Cumhuriyet Dönemi’nin iktisadi, ekonomik ve siyasi yönlerinin tartışıldığı bildiriler sunuldu. Belediyecilik yönünden Cumhuriyet Dönemi’ne dair çalışmalar yapıldı. 1911 yılında tramvay hattı projesinin düşünülmüş olması, bundan sonra da bu konuya önem verileceğinin göstergesi olarak belirlendi. Yeni Türkiye’de ekonomi denince İzmir İktisat Kongresi’nin akla geldiği, Adana ve Çukurova denince de pamuğun, tarımın ve tarıma dayalı sanayinin başkenti tanımlamasının yapıldığı vurgulandı. 1924-25 Pamuk Kongresi ve bundan sonra pamukla ilgili yapılabilenlere dair sunumlar gerçekleştirildi.
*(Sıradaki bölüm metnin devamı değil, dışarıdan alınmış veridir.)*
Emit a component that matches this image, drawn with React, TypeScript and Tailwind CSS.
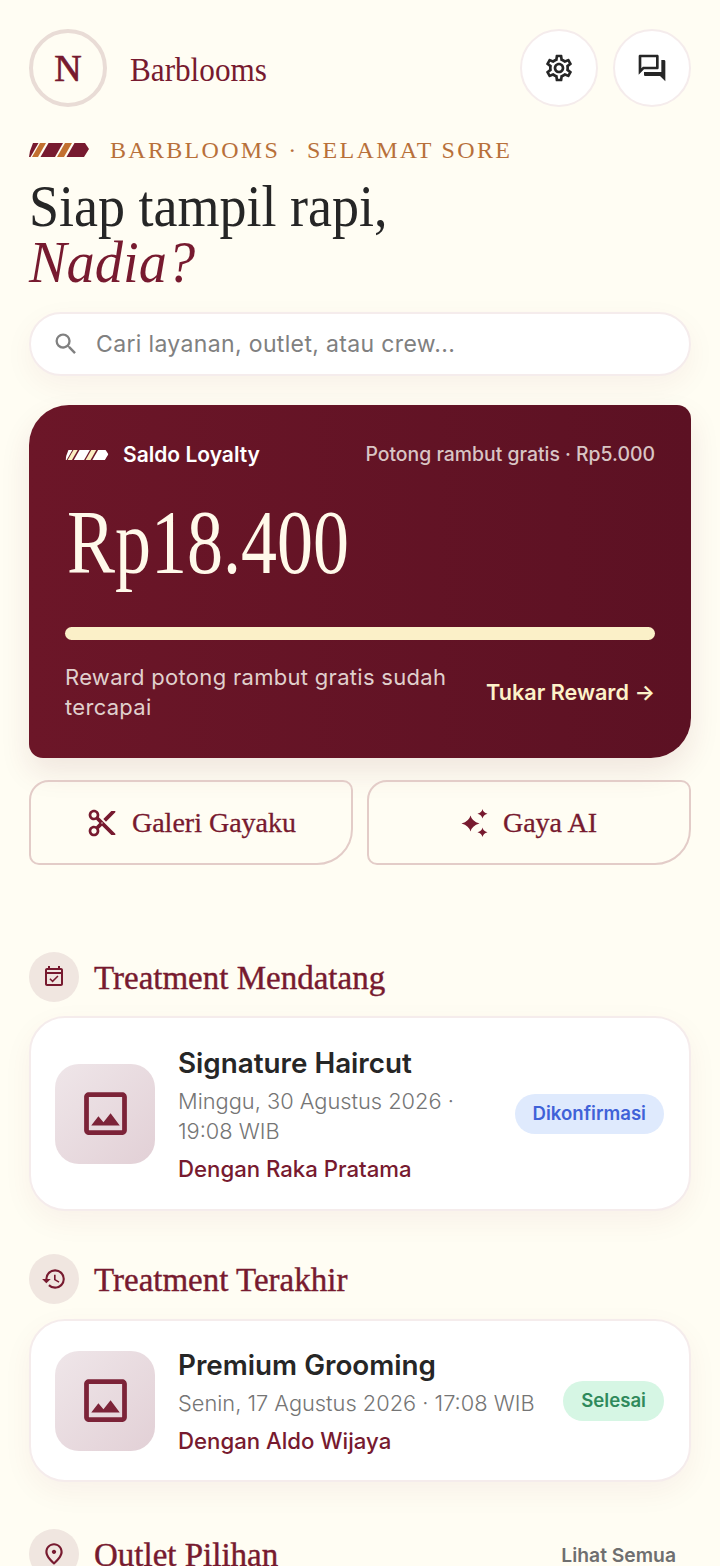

Tüm bunlar, geçmişin geleceğe ayna olması bakamından önemli bildiriler olarak tanımlandı. Cumhurilet dönemi tebliğlerinin son derece önem arz ettiği bildirildi.

OSMANLI DÖNEMİ

Osmanlı dönemi Adanası’nın bütün iktisadi ve sosyal yönlerini ortaya koyacak önemli sunumlar yapıldı.